Swansea City have confirmed they have sacked manager Michael Laudrup, following a run of results which leaves them in a relegation scrap.
A 2-0 defeat at West Ham United on Saturday was their sixth Premier League loss in their last eight matches, and this has left them just two points above the drop zone. This led to speculation over the future of Laudrup, yet on Monday Huw Jenkins, the chairman of the Liberty Stadium club, dismissed suggestions this was up for discussion.
However, the two met on Tuesday in an attempt to agree a way forward, and it has now emerged that the Danish coach has been sacked, and club captain Gary Monk will be in charge for the derby clash with Cardiff City at the weekend. Jenkins has revealed this was a hard decision to make, but one he feels was necessary for the club.
“It is a decision we have taken reluctantly,” he said. “But it’s a decision made in the best interests of Swansea City Football Club and our supporters. I had a meeting with Michael today in a final attempt to support him and establish a way to improve the work of the backroom team to secure the results we need over the final 14 Premier League games.
“However, after thinking long and hard about the best way forward, I felt it was unlikely we would achieve a stable environment at the club to allow us to get back to basics and produce the performance levels that have served Swansea City so well. Now we need to put that uncertainty behind us and move forward as a united football club on all fronts.”

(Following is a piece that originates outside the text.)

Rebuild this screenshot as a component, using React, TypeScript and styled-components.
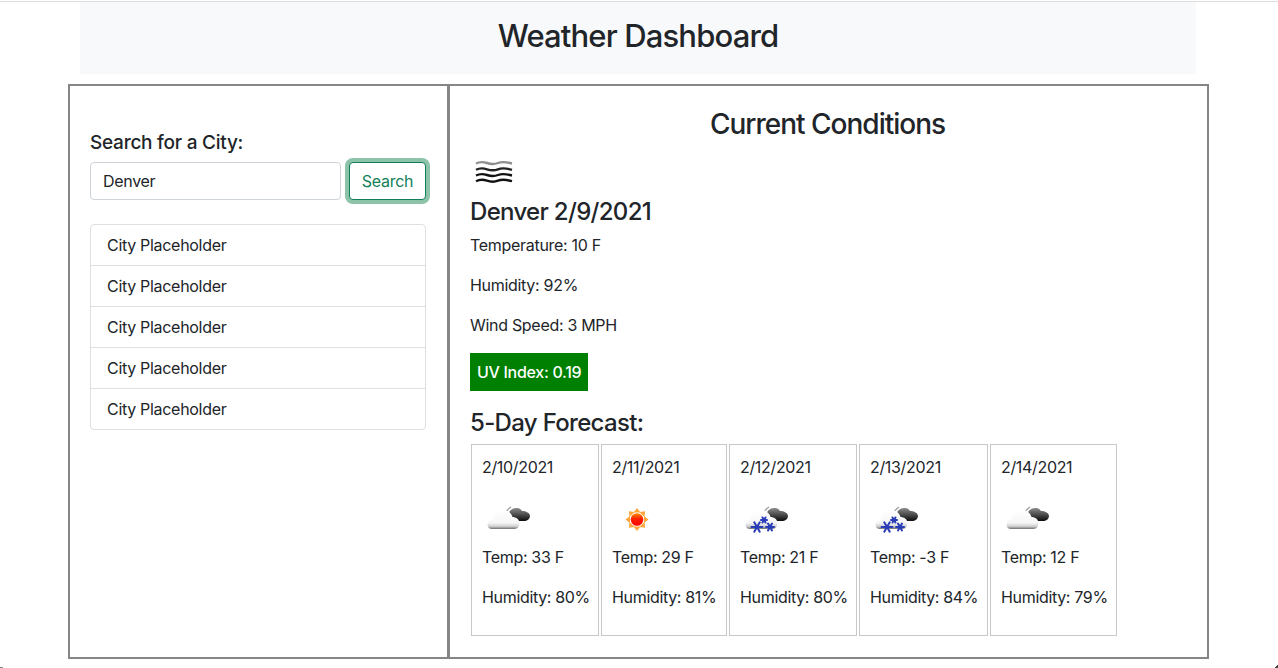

Laudrup was a popular appointment when he was installed as Brendan Rodgers’ successor in the summer of 2012, after the latter made the move to Liverpool. And in his first season in charge, the 49-year-old led them to a respectable 9th place finish in the Premier League, whilst he also led them to their first piece of major silverware in the League Cup.
Indeed, a little over a week after this 5-0 success against Bradford City at Wembley, Laudrup signed a contract which was designed to keep him at the club until 2015. At the time he was even being named as a potential successor to Rafael Benitez at Chelsea, such was the reputation he was building as one of the brightest young coaches in the game.